● **THE EXERCISE**
Your copy should be exact, beginning at the line containing "Rebuild this screenshot" and ending at the line containing "import React from", with both lines kept and every picture dropped.

● **Rows from a dataset of pages and code**
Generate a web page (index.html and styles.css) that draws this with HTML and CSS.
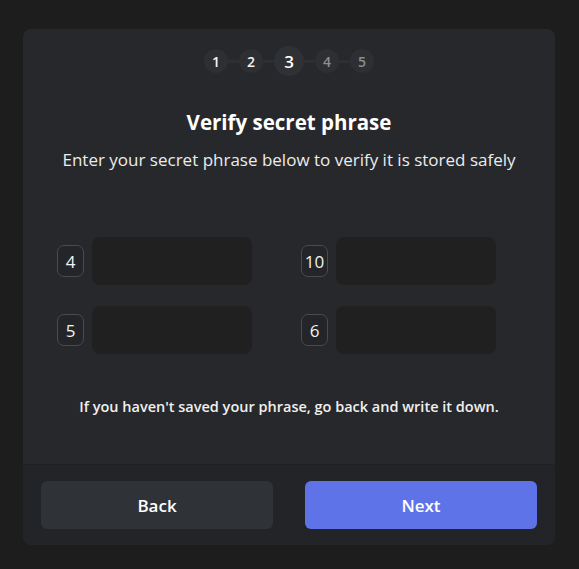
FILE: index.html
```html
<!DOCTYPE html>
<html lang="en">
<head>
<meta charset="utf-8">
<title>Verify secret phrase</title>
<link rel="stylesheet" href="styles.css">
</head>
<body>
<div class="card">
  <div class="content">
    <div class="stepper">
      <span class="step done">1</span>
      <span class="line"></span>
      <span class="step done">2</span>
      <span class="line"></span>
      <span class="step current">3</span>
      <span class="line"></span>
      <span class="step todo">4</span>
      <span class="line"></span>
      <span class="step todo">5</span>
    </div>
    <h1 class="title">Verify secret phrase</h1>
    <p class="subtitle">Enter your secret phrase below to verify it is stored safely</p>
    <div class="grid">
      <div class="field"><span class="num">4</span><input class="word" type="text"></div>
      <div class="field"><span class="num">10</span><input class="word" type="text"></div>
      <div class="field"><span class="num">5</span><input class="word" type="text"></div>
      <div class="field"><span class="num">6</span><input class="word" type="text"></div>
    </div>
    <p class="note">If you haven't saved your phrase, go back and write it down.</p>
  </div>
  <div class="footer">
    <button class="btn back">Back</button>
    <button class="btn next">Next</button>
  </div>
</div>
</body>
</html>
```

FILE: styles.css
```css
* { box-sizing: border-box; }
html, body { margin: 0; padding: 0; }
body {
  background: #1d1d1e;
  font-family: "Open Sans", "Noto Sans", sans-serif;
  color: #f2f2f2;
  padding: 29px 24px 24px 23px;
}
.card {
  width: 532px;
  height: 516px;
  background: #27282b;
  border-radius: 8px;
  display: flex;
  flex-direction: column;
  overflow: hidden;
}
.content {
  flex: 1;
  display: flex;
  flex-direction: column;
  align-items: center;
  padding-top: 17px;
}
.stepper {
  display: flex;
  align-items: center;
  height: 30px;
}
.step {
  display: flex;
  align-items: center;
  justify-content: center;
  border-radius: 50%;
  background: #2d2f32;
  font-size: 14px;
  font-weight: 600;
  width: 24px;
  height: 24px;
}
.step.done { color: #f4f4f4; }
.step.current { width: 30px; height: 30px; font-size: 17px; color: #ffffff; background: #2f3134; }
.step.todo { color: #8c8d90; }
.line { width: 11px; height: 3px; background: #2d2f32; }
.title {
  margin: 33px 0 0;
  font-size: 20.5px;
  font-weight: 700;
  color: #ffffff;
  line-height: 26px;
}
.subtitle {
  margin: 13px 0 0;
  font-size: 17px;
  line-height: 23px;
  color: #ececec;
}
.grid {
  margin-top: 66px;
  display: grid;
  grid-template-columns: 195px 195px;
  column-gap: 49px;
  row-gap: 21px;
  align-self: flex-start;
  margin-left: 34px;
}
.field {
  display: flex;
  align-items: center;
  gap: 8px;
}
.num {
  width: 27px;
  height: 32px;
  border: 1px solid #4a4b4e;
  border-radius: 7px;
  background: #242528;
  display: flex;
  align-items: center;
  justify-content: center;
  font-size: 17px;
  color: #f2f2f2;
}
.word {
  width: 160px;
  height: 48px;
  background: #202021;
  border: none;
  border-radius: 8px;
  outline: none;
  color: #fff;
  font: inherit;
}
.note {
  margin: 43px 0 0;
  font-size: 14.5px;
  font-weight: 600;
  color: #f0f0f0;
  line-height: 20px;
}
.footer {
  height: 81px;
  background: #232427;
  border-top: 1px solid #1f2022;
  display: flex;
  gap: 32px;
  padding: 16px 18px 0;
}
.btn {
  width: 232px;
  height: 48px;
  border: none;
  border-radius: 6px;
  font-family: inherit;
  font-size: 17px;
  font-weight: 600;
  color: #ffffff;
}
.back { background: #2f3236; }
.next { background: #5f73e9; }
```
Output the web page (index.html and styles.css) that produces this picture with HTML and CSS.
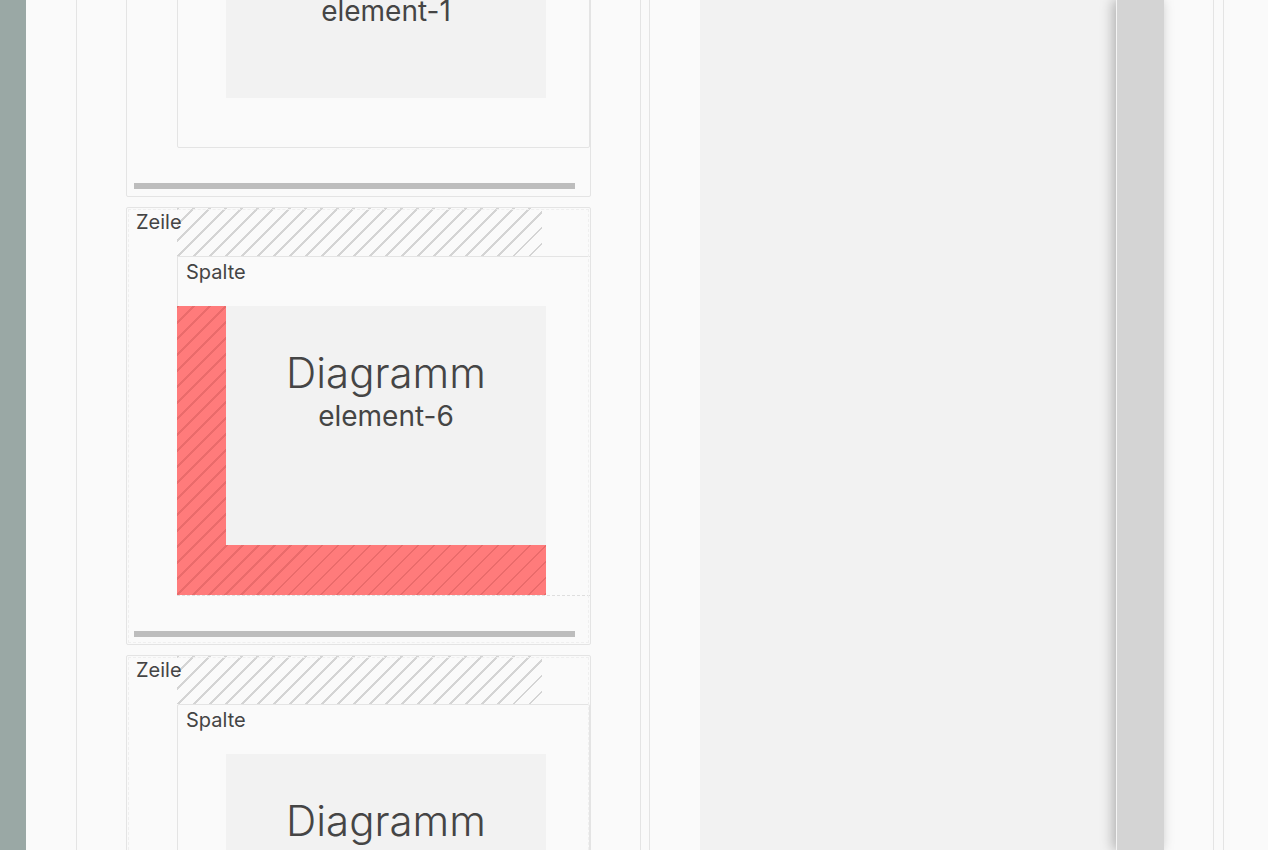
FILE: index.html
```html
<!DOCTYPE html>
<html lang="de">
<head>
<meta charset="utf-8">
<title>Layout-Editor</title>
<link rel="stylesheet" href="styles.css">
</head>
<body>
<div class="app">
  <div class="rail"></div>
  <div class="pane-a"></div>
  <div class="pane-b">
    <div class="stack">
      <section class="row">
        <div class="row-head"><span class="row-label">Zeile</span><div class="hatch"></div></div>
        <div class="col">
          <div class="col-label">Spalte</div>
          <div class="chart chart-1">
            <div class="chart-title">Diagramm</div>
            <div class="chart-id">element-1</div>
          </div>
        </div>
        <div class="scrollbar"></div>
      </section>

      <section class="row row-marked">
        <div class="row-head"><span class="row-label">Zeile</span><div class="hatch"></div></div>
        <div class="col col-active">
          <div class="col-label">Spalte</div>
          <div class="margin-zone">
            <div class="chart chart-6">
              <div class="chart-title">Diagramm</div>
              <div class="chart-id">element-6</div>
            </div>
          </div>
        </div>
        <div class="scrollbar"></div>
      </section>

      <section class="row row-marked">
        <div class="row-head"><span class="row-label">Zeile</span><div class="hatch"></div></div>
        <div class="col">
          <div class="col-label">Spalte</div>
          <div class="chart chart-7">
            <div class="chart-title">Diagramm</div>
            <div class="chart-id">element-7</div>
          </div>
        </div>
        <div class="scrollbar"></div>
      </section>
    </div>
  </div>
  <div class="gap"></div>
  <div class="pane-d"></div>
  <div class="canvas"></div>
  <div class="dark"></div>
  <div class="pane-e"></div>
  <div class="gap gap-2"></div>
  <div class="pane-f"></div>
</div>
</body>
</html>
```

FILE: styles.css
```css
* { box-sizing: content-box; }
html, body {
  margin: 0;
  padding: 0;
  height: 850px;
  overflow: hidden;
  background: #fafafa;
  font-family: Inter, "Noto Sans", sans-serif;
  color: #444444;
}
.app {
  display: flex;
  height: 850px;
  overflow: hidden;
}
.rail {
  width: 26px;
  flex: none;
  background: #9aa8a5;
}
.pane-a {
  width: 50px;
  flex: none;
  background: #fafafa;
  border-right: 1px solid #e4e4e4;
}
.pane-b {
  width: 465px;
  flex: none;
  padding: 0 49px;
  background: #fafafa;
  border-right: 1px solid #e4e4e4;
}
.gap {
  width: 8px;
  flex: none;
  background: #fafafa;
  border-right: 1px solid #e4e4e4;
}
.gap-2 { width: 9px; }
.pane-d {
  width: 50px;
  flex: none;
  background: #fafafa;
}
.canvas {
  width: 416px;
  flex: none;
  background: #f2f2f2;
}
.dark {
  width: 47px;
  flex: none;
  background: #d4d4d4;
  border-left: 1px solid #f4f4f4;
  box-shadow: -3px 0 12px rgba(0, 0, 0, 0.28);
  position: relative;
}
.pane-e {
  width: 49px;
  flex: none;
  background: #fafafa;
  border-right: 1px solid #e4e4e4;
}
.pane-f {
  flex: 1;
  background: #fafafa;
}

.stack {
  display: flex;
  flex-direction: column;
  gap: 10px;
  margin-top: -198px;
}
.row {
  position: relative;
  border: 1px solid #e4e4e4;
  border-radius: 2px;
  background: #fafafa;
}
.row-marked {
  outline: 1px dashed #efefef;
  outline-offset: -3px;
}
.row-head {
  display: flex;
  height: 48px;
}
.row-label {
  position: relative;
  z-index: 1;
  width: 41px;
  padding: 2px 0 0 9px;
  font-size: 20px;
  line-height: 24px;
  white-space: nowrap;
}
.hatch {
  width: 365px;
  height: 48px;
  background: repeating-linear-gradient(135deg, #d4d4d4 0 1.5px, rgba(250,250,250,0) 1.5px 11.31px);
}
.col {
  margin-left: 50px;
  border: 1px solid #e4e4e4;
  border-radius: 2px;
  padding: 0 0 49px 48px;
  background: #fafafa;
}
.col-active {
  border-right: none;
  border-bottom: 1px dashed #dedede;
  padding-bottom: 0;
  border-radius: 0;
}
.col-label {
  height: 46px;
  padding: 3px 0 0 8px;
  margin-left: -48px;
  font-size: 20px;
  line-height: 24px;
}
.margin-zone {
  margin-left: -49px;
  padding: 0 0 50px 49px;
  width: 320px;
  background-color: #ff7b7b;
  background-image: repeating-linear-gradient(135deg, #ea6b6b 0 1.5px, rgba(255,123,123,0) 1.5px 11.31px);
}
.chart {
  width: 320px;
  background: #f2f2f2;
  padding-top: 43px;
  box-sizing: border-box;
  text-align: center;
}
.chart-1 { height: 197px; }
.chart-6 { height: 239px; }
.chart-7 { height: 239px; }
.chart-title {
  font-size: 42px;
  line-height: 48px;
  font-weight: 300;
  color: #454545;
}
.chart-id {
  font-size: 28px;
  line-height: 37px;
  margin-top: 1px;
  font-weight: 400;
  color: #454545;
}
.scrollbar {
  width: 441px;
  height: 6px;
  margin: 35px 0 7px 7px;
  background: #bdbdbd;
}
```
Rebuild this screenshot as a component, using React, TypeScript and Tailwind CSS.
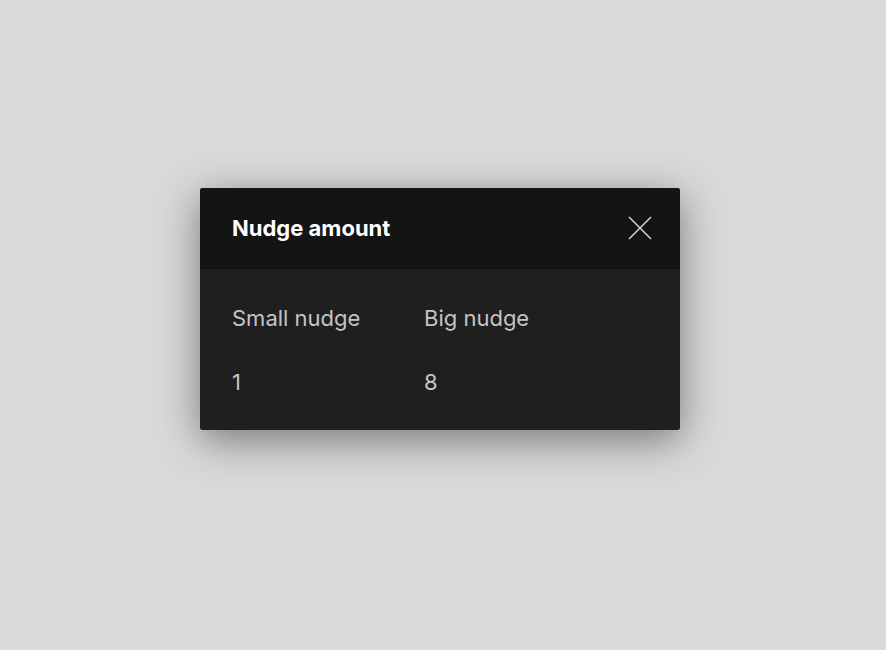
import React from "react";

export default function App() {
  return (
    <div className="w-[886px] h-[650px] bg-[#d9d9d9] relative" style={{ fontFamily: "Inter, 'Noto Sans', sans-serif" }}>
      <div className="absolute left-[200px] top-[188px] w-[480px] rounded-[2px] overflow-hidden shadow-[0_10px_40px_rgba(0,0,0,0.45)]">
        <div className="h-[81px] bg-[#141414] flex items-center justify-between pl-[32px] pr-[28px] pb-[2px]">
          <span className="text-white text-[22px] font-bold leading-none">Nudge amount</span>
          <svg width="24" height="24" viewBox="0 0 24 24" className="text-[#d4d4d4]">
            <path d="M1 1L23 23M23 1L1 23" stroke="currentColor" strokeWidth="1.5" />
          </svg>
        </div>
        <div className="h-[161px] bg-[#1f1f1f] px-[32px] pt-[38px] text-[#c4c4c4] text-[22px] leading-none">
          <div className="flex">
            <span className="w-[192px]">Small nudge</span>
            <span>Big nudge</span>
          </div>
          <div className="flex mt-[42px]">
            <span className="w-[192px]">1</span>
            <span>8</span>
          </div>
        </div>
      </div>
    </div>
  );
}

● **COMPLETE RESPONSE**
Rebuild this screenshot as a component, using React, TypeScript and Tailwind CSS.
import React from "react";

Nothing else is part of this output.